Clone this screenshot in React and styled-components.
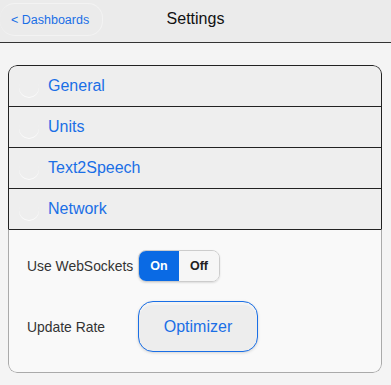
import React from "react";
import styled, { createGlobalStyle } from "styled-components";

const Global = createGlobalStyle`
  html, body { margin: 0; padding: 0; }
  body {
    background: #f4f4f4;
    font-family: "Liberation Sans", Arial, sans-serif;
    color: #333;
  }
`;

const Page = styled.div`
  min-height: 385px;
  background: #f4f4f4;
`;

const Header = styled.header`
  height: 42px;
  background: #ebebeb;
  border-bottom: 1px solid #333;
  display: grid;
  grid-template-columns: 1fr auto 1fr;
  align-items: center;
`;

const BackButton = styled.a`
  justify-self: start;
  height: 31px;
  padding: 0 13px 0 11px;
  display: flex;
  align-items: center;
  font-size: 12.5px;
  color: #1a6fe6;
  text-decoration: none;
  border-radius: 15px;
  border: 1px solid rgba(255, 255, 255, 0.4);
  border-left: none;
  margin-top: -3px;
`;

const Title = styled.h1`
  margin: 0;
  margin-top: -4px;
  font-size: 16px;
  font-weight: normal;
  color: #111;
`;

const Content = styled.main`
  padding: 22px 9px 0 8px;
`;

const Panel = styled.section`
  border-radius: 9px;
  overflow: hidden;
`;

const Row = styled.div`
  height: 40px;
  display: flex;
  align-items: center;
  background: #eeeeee;
  border: 1px solid #222;
  border-bottom: none;
  padding-left: 10px;
  gap: 9px;
  font-size: 16px;
  color: #1a6fe6;
  &:first-child {
    border-top-left-radius: 9px;
    border-top-right-radius: 9px;
  }
`;

const Dot = styled.span`
  width: 20px;
  height: 20px;
  border-radius: 50%;
  box-shadow: 0 1px 0 rgba(255, 255, 255, 0.7);
  flex: none;
  margin-top: 1px;
`;

const Body = styled.div`
  border-top: 1px solid #222;
  border-left: 1px solid #aaa;
  border-right: 1px solid #aaa;
  border-bottom: 1px solid #aaa;
  border-bottom-left-radius: 9px;
  border-bottom-right-radius: 9px;
  background: #f9f9f9;
  padding: 20px 18px 20px 18px;
  display: grid;
  grid-template-columns: 111px auto;
  row-gap: 19px;
  align-items: center;
  justify-content: start;
`;

const Label = styled.span`
  font-size: 13.9px;
  color: #333;
`;

const Flip = styled.div`
  display: flex;
  width: 82px;
  height: 32px;
  box-sizing: border-box;
  border: 1px solid #ccc;
  border-radius: 8px;
  overflow: hidden;
  box-shadow: 0 1px 2px rgba(0, 0, 0, 0.12);
`;

const FlipPart = styled.span`
  flex: 1;
  display: flex;
  align-items: center;
  justify-content: center;
  font-size: 12.5px;
  font-weight: bold;
  background: ${(p) => (p.$on ? "#0a6ae4" : "#f6f6f6")};
  color: ${(p) => (p.$on ? "#fff" : "#222")};
`;

const Button = styled.button`
  width: 120px;
  height: 51px;
  box-sizing: border-box;
  border: 1px solid #1a6fe6;
  border-radius: 15px;
  background: #ededed;
  color: #1a6fe6;
  font-family: "Liberation Sans", Arial, sans-serif;
  font-size: 16px;
  box-shadow: 0 1px 3px rgba(0, 0, 0, 0.15), inset 0 3px 0 rgba(255, 255, 255, 0.35);
  padding: 0;
`;

const sections = ["General", "Units", "Text2Speech", "Network"];

export default function App() {
  return (
    <Page>
      <Global />
      <Header>
        <BackButton href="#">&lt; Dashboards</BackButton>
        <Title>Settings</Title>
        <span />
      </Header>
      <Content>
        <Panel>
          {sections.map((s) => (
            <Row key={s}>
              <Dot />
              {s}
            </Row>
          ))}
          <Body>
            <Label>Use WebSockets</Label>
            <Flip>
              <FlipPart $on>On</FlipPart>
              <FlipPart>Off</FlipPart>
            </Flip>
            <Label>Update Rate</Label>
            <Button>Optimizer</Button>
          </Body>
        </Panel>
      </Content>
    </Page>
  );
}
-----
Retype everything in the material word for word, minus pictures.

Clone this screenshot in React and styled-components.
import React from "react";
import styled, { createGlobalStyle } from "styled-components";

const Global = createGlobalStyle`
  html, body { margin: 0; padding: 0; }
  body {
    background: #f4f4f4;
    font-family: "Liberation Sans", Arial, sans-serif;
    color: #333;
  }
`;

const Page = styled.div`
  min-height: 385px;
  background: #f4f4f4;
`;

const Header = styled.header`
  height: 42px;
  background: #ebebeb;
  border-bottom: 1px solid #333;
  display: grid;
  grid-template-columns: 1fr auto 1fr;
  align-items: center;
`;

const BackButton = styled.a`
  justify-self: start;
  height: 31px;
  padding: 0 13px 0 11px;
  display: flex;
  align-items: center;
  font-size: 12.5px;
  color: #1a6fe6;
  text-decoration: none;
  border-radius: 15px;
  border: 1px solid rgba(255, 255, 255, 0.4);
  border-left: none;
  margin-top: -3px;
`;

const Title = styled.h1`
  margin: 0;
  margin-top: -4px;
  font-size: 16px;
  font-weight: normal;
  color: #111;
`;

const Content = styled.main`
  padding: 22px 9px 0 8px;
`;

const Panel = styled.section`
  border-radius: 9px;
  overflow: hidden;
`;

const Row = styled.div`
  height: 40px;
  display: flex;
  align-items: center;
  background: #eeeeee;
  border: 1px solid #222;
  border-bottom: none;
  padding-left: 10px;
  gap: 9px;
  font-size: 16px;
  color: #1a6fe6;
  &:first-child {
    border-top-left-radius: 9px;
    border-top-right-radius: 9px;
  }
`;

const Dot = styled.span`
  width: 20px;
  height: 20px;
  border-radius: 50%;
  box-shadow: 0 1px 0 rgba(255, 255, 255, 0.7);
  flex: none;
  margin-top: 1px;
`;

const Body = styled.div`
  border-top: 1px solid #222;
  border-left: 1px solid #aaa;
  border-right: 1px solid #aaa;
  border-bottom: 1px solid #aaa;
  border-bottom-left-radius: 9px;
  border-bottom-right-radius: 9px;
  background: #f9f9f9;
  padding: 20px 18px 20px 18px;
  display: grid;
  grid-template-columns: 111px auto;
  row-gap: 19px;
  align-items: center;
  justify-content: start;
`;

const Label = styled.span`
  font-size: 13.9px;
  color: #333;
`;

const Flip = styled.div`
  display: flex;
  width: 82px;
  height: 32px;
  box-sizing: border-box;
  border: 1px solid #ccc;
  border-radius: 8px;
  overflow: hidden;
  box-shadow: 0 1px 2px rgba(0, 0, 0, 0.12);
`;

const FlipPart = styled.span`
  flex: 1;
  display: flex;
  align-items: center;
  justify-content: center;
  font-size: 12.5px;
  font-weight: bold;
  background: ${(p) => (p.$on ? "#0a6ae4" : "#f6f6f6")};
  color: ${(p) => (p.$on ? "#fff" : "#222")};
`;

const Button = styled.button`
  width: 120px;
  height: 51px;
  box-sizing: border-box;
  border: 1px solid #1a6fe6;
  border-radius: 15px;
  background: #ededed;
  color: #1a6fe6;
  font-family: "Liberation Sans", Arial, sans-serif;
  font-size: 16px;
  box-shadow: 0 1px 3px rgba(0, 0, 0, 0.15), inset 0 3px 0 rgba(255, 255, 255, 0.35);
  padding: 0;
`;

const sections = ["General", "Units", "Text2Speech", "Network"];

export default function App() {
  return (
    <Page>
      <Global />
      <Header>
        <BackButton href="#">&lt; Dashboards</BackButton>
        <Title>Settings</Title>
        <span />
      </Header>
      <Content>
        <Panel>
          {sections.map((s) => (
            <Row key={s}>
              <Dot />
              {s}
            </Row>
          ))}
          <Body>
            <Label>Use WebSockets</Label>
            <Flip>
              <FlipPart $on>On</FlipPart>
              <FlipPart>Off</FlipPart>
            </Flip>
            <Label>Update Rate</Label>
            <Button>Optimizer</Button>
          </Body>
        </Panel>
      </Content>
    </Page>
  );
}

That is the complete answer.